# pcmcia-cs-cis and udev [Solved]

## guni

Hi,

I have a orinoco_cs internal network card and a prism 2.5 pcmcia card.

I want to load orinoco_cs for the internal card and hostap_cs for the prism 2.5 card.

Anyone an idea how to do this with pcmcia-cs-cis and udev?

PS: otherwise I have to use the "old" pcmcia-cs methodLast edited by guni on Wed Oct 11, 2006 5:25 am; edited 1 time in total

----------

## jeanfrancis

Do you have compiled your kernel with the support of those cards?

I use the orinoco_cs for my wireless card and it works fine using the kernel support as modules, and the pcmcia-cs package.

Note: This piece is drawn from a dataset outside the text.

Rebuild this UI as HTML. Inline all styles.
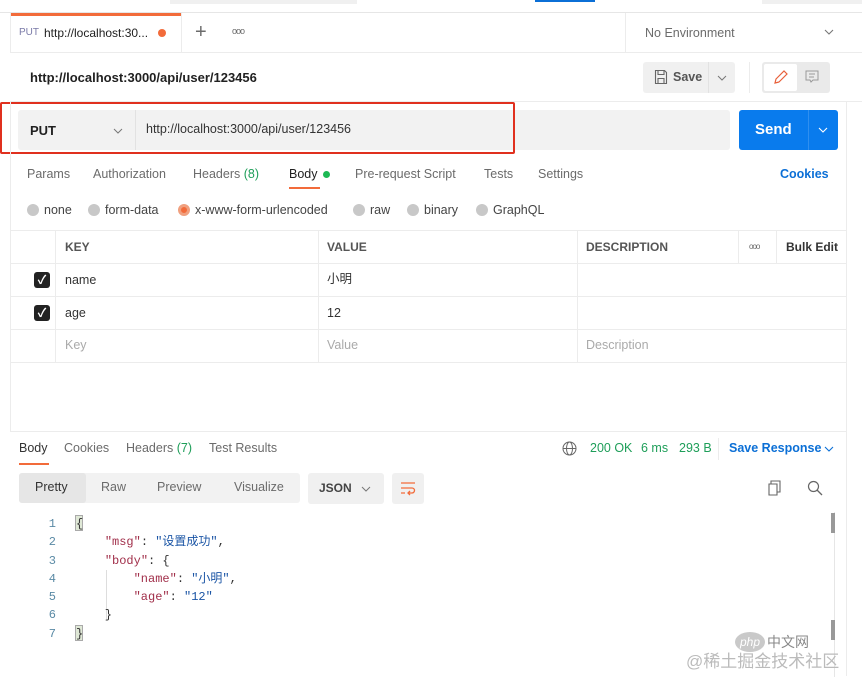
<!DOCTYPE html>
<html><head><meta charset="utf-8"><style>
*{margin:0;padding:0;box-sizing:border-box}
body{width:862px;height:675px;background:#fff;font-family:"Liberation Sans","Noto Sans CJK SC",sans-serif;font-size:12.5px;color:#212121;position:relative;overflow:hidden}
.a{position:absolute;white-space:nowrap}
.g{color:#6b6b6b}
.mono{font-family:"Liberation Mono","Noto Sans CJK SC",monospace;font-size:12px}
.hl{position:absolute;background:#ececec;height:1px}
.vl{position:absolute;background:#ececec;width:1px}
.cb{position:absolute;width:16px;height:16px;background:#222;border-radius:3px;color:#fff;font-size:12px;line-height:16px;text-align:center;font-weight:bold}
.rd{display:inline-block;width:12px;height:12px;border-radius:50%;background:#c8c8c8;vertical-align:-2px;margin-right:5px}
</style></head><body>
<div class="a" style="left:170px;top:0;width:187px;height:4px;background:#f0f0f0"></div>
<div class="a" style="left:535px;top:0;width:60px;height:2px;background:#0b6fd6"></div>
<div class="a" style="left:762px;top:0;width:100px;height:4px;background:#f0f0f0"></div>
<div class="hl" style="left:0;top:12px;width:862px;background:#e6e6e6"></div>
<div class="a" style="left:10px;top:13px;width:171px;height:3px;background:#f26b3a"></div>
<div class="vl" style="left:10px;top:13px;height:40px"></div>
<div class="vl" style="left:181px;top:13px;height:40px"></div>
<div class="a" style="left:19px;top:27px;font-size:10px;color:#7a7aa8">PUT</div>
<div class="a" style="left:44px;top:26px;font-size:12px">http://localhost:30...</div>
<div class="a" style="left:158px;top:29px;width:8px;height:8px;border-radius:50%;background:#f26b3a"></div>
<div class="a g" style="left:195px;top:21px;font-size:20px;font-weight:300">+</div>
<div class="a g" style="left:232px;top:26px;font-size:9px;letter-spacing:-1px">ooo</div>
<div class="vl" style="left:625px;top:13px;height:40px"></div>
<div class="a g" style="left:645px;top:26px">No Environment</div>
<svg class="a" style="left:824px;top:29px" width="10" height="6" viewBox="0 0 10 6"><path d="M1 1l4 4 4-4" fill="none" stroke="#777" stroke-width="1.1"/></svg>
<div class="hl" style="left:10px;top:52px;width:852px"></div>
<div class="a" style="left:30px;top:70px;font-size:13px;font-weight:bold">http://localhost:3000/api/user/123456</div>
<div class="a" style="left:643px;top:62px;width:92px;height:31px;background:#f0f0f0;border-radius:3px"></div>
<div class="vl" style="left:708px;top:62px;height:31px;background:#e2e2e2"></div>
<svg class="a" style="left:654px;top:69px" width="14" height="16" viewBox="0 0 14 16"><path d="M1.5 1.5h9l2 2v11h-11z M4 1.5v4h6v-4 M4 14.5v-5h6v5" fill="none" stroke="#666" stroke-width="1.1"/></svg>
<div class="a" style="left:673px;top:70px;font-weight:bold;color:#555">Save</div>
<svg class="a" style="left:717px;top:75px" width="10" height="6" viewBox="0 0 10 6"><path d="M1 1l4 4 4-4" fill="none" stroke="#777" stroke-width="1"/></svg>
<div class="vl" style="left:749px;top:62px;height:31px"></div>
<div class="a" style="left:762px;top:62px;width:68px;height:31px;background:#eaeaea;border-radius:3px"></div>
<div class="a" style="left:764px;top:64px;width:33px;height:27px;background:#fff;border-radius:2px"></div>
<svg class="a" style="left:772px;top:68px" width="16" height="18" viewBox="0 0 16 18"><path d="M3 15l1-4 8-8 3 3-8 8z M3 15l4-1" fill="none" stroke="#e8603a" stroke-width="1.2"/></svg>
<svg class="a" style="left:804px;top:69px" width="16" height="16" viewBox="0 0 16 16"><path d="M2 2h12v9H9l-2 2-1-2H2z M5 5h6 M5 8h5" fill="none" stroke="#999" stroke-width="1"/></svg>
<div class="hl" style="left:10px;top:101px;width:852px"></div>
<div class="a" style="left:18px;top:110px;width:712px;height:40px;background:#f2f2f2;border-radius:3px"></div>
<div class="vl" style="left:135px;top:110px;height:40px;background:#e2e2e2"></div>
<div class="a" style="left:30px;top:123px;font-weight:bold;font-size:13px">PUT</div>
<svg class="a" style="left:113px;top:128px" width="10" height="6" viewBox="0 0 10 6"><path d="M1 1l4 4 4-4" fill="none" stroke="#777" stroke-width="1"/></svg>
<div class="a" style="left:146px;top:122px;font-size:12.5px;color:#333">http://localhost:3000/api/user/123456</div>
<div class="a" style="left:739px;top:110px;width:99px;height:40px;background:#097bed;border-radius:3px"></div>
<div class="vl" style="left:808px;top:110px;height:40px;background:#2f8ff0"></div>
<div class="a" style="left:755px;top:121px;color:#fff;font-weight:bold;font-size:15px">Send</div>
<svg class="a" style="left:818px;top:127px" width="10" height="6" viewBox="0 0 10 6"><path d="M1 1l4 4 4-4" fill="none" stroke="#fff" stroke-width="1.1"/></svg>
<div class="a" style="left:0;top:102px;width:515px;height:52px;border:2px solid #e0301e;border-radius:2px"></div>
<div class="vl" style="left:10px;top:101px;height:330px"></div>
<div class="vl" style="left:846px;top:101px;height:575px"></div>
<div class="a g" style="left:27px;top:167px">Params</div>
<div class="a g" style="left:93px;top:167px">Authorization</div>
<div class="a g" style="left:193px;top:167px">Headers <span style="color:#1e9e59">(8)</span></div>
<div class="a" style="left:289px;top:167px">Body</div>
<div class="a" style="left:323px;top:171px;width:7px;height:7px;border-radius:50%;background:#1db954"></div>
<div class="a" style="left:289px;top:187px;width:31px;height:2px;background:#f26b3a"></div>
<div class="a g" style="left:355px;top:167px">Pre-request Script</div>
<div class="a g" style="left:484px;top:167px">Tests</div>
<div class="a g" style="left:538px;top:167px">Settings</div>
<div class="a" style="left:780px;top:167px;color:#0b6fd6;font-weight:bold">Cookies</div>
<div class="a" style="left:27px;top:203px;color:#444"><span class="rd"></span>none</div>
<div class="a" style="left:88px;top:203px;color:#444"><span class="rd"></span>form-data</div>
<div class="a" style="left:178px;top:203px;color:#444"><span class="rd" style="border:3px solid #f0a07f;background:#f26b3a"></span>x-www-form-urlencoded</div>
<div class="a" style="left:353px;top:203px;color:#444"><span class="rd"></span>raw</div>
<div class="a" style="left:407px;top:203px;color:#444"><span class="rd"></span>binary</div>
<div class="a" style="left:476px;top:203px;color:#444"><span class="rd"></span>GraphQL</div>
<div class="hl" style="left:10px;top:230px;width:836px"></div>
<div class="hl" style="left:10px;top:263px;width:836px"></div>
<div class="hl" style="left:10px;top:296px;width:836px"></div>
<div class="hl" style="left:10px;top:329px;width:836px"></div>
<div class="hl" style="left:10px;top:362px;width:836px"></div>
<div class="vl" style="left:55px;top:230px;height:132px"></div>
<div class="vl" style="left:318px;top:230px;height:132px"></div>
<div class="vl" style="left:577px;top:230px;height:132px"></div>
<div class="vl" style="left:738px;top:230px;height:33px"></div>
<div class="vl" style="left:776px;top:230px;height:33px"></div>
<div class="a" style="left:65px;top:240px;color:#555;font-weight:bold;font-size:12px">KEY</div>
<div class="a" style="left:327px;top:240px;color:#555;font-weight:bold;font-size:12px">VALUE</div>
<div class="a" style="left:586px;top:240px;color:#555;font-weight:bold;font-size:12px">DESCRIPTION</div>
<div class="a g" style="left:749px;top:242px;font-size:8px;letter-spacing:-1px">ooo</div>
<div class="a" style="left:786px;top:240px;font-weight:bold;font-size:12px;color:#333">Bulk Edit</div>
<div class="cb" style="left:34px;top:272px">✓</div>
<div class="a" style="left:65px;top:273px;color:#333">name</div>
<div class="a" style="left:327px;top:271px;color:#333;line-height:16px">小明</div>
<div class="cb" style="left:34px;top:305px">✓</div>
<div class="a" style="left:65px;top:306px;color:#333">age</div>
<div class="a" style="left:327px;top:306px;color:#333">12</div>
<div class="a" style="left:65px;top:338px;color:#aaa">Key</div>
<div class="a" style="left:327px;top:338px;color:#aaa">Value</div>
<div class="a" style="left:586px;top:338px;color:#aaa">Description</div>
<div class="hl" style="left:10px;top:431px;width:836px"></div>
<div class="a" style="left:19px;top:441px;color:#333">Body</div>
<div class="a" style="left:19px;top:463px;width:30px;height:2px;background:#f26b3a"></div>
<div class="a g" style="left:64px;top:441px">Cookies</div>
<div class="a g" style="left:126px;top:441px">Headers <span style="color:#1e9e59">(7)</span></div>
<div class="a g" style="left:209px;top:441px">Test Results</div>
<svg class="a" style="left:562px;top:441px" width="15" height="15" viewBox="0 0 15 15"><g fill="none" stroke="#666" stroke-width="1"><circle cx="7.5" cy="7.5" r="6.5"/><ellipse cx="7.5" cy="7.5" rx="3" ry="6.5"/><path d="M1 7.5h13"/></g></svg>
<div class="a" style="left:590px;top:441px;color:#1e9e59">200 OK</div>
<div class="a" style="left:641px;top:441px;color:#1e9e59">6 ms</div>
<div class="a" style="left:679px;top:441px;color:#1e9e59">293 B</div>
<div class="vl" style="left:718px;top:438px;height:22px"></div>
<div class="a" style="left:729px;top:441px;color:#0b6fd6;font-weight:bold">Save Response</div>
<svg class="a" style="left:824px;top:446px" width="10" height="6" viewBox="0 0 10 6"><path d="M1 1l4 4 4-4" fill="none" stroke="#0b6fd6" stroke-width="1.1"/></svg>
<div class="a" style="left:19px;top:473px;width:281px;height:30px;background:#f2f2f2;border-radius:3px"></div>
<div class="a" style="left:19px;top:473px;width:67px;height:30px;background:#e6e6e6;border-radius:3px"></div>
<div class="a" style="left:35px;top:480px;color:#333">Pretty</div>
<div class="a g" style="left:101px;top:480px">Raw</div>
<div class="a g" style="left:157px;top:480px">Preview</div>
<div class="a g" style="left:234px;top:480px">Visualize</div>
<div class="a" style="left:308px;top:473px;width:76px;height:31px;background:#f0f0f0;border-radius:3px"></div>
<div class="a" style="left:319px;top:481px;color:#444;font-weight:bold;font-size:12px">JSON</div>
<svg class="a" style="left:361px;top:486px" width="10" height="6" viewBox="0 0 10 6"><path d="M1 1l4 4 4-4" fill="none" stroke="#777" stroke-width="1"/></svg>
<div class="a" style="left:392px;top:473px;width:32px;height:31px;background:#f0f0f0;border-radius:3px"></div>
<svg class="a" style="left:400px;top:480px" width="16" height="16" viewBox="0 0 16 16"><path d="M1 3h14 M1 8h11a2.5 2.5 0 010 5H8 M10 11l-2 2 2 2 M1 13h4" fill="none" stroke="#f26b3a" stroke-width="1.3"/></svg>
<svg class="a" style="left:767px;top:480px" width="16" height="17" viewBox="0 0 16 17"><path d="M4 4V1h9v11h-3 M2 4h8v11H2z" fill="none" stroke="#666" stroke-width="1.1"/></svg>
<svg class="a" style="left:807px;top:480px" width="16" height="16" viewBox="0 0 16 16"><circle cx="6.5" cy="6.5" r="5" fill="none" stroke="#666" stroke-width="1.2"/><path d="M10 10l5 5" stroke="#666" stroke-width="1.3"/></svg>
<div class="a mono" style="left:44px;top:515px;color:#5a8aa5;line-height:18.3px;text-align:right;width:12px">1<br>2<br>3<br>4<br>5<br>6<br>7</div>
<div class="vl" style="left:106px;top:570px;height:50px;background:#ddd"></div>
<div class="a" style="left:75px;top:515px;width:8px;height:16px;background:#dfe8d6;border:1px solid #aaa"></div>
<div class="a" style="left:75px;top:625px;width:8px;height:16px;background:#dfe8d6;border:1px solid #aaa"></div>
<div class="a mono" style="left:76px;top:515px;line-height:18.3px;color:#333">{<br>&nbsp;&nbsp;&nbsp;&nbsp;<span style="color:#a12f4a">"msg"</span>: <span style="color:#1b55a5">"设置成功"</span>,<br>&nbsp;&nbsp;&nbsp;&nbsp;<span style="color:#a12f4a">"body"</span>: {<br>&nbsp;&nbsp;&nbsp;&nbsp;&nbsp;&nbsp;&nbsp;&nbsp;<span style="color:#a12f4a">"name"</span>: <span style="color:#1b55a5">"小明"</span>,<br>&nbsp;&nbsp;&nbsp;&nbsp;&nbsp;&nbsp;&nbsp;&nbsp;<span style="color:#a12f4a">"age"</span>: <span style="color:#1b55a5">"12"</span><br>&nbsp;&nbsp;&nbsp;&nbsp;}<br>}</div>
<div class="vl" style="left:834px;top:512px;height:165px;background:#e6e6e6"></div>
<div class="a" style="left:831px;top:513px;width:4px;height:20px;background:#999"></div>
<div class="a" style="left:831px;top:620px;width:4px;height:20px;background:#999"></div>
<div class="a" style="left:735px;top:632px;width:30px;height:20px;border-radius:50%;background:#c9c9c9;color:#fff;font-size:12px;text-align:center;line-height:20px;font-style:italic">php</div>
<div class="a" style="left:767px;top:632px;color:#888;font-size:14px">中文网</div>
<div class="a" style="left:686px;top:647px;color:#bbb;font-size:17px">@稀土掘金技术社区</div>
</body></html>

I didn't have to start /etc/init.d/pcmcia to get the card working.

For your two cards, I think you will have to start it. Make sure you have coldplug installed and starting at boot...

The pcmcia script is supposed to recognise your cards and use the proper module for each of them...

----------

## guni

I dont have the old pcmcia-cs, but i use the pcmcia-cs-cis with pcmciautils.

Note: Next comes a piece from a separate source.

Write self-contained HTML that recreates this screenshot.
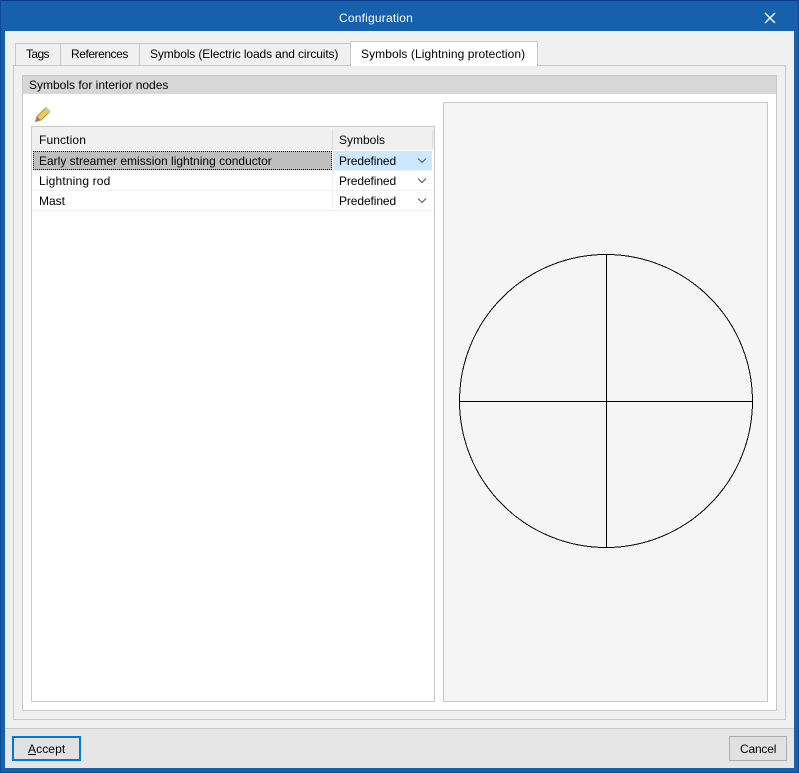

With the old pcmcia-cs, u just edit /etc/pcmcia/config to load the right driver.

----------

## jeanfrancis

Why don't you use pcmciautils and pcmcia-cs ? That's what I have here and everything works fine...

----------

## guni

I guess u r not familiar with the prism cards. They can use both orinoco_cs and hostap_cs.

I want to use only hostap_cs for my pcmcia card. But it seems that eventhough I adjusted /etc/pcmcia/config, it still wants to load orinoco.

When I leave orinoco_cs out of the kernel it works fine with hostap_cs.

----------

## jeanfrancis

Hmm....

Even if you change (is that what you changed?) this part to bind the hostap_cs?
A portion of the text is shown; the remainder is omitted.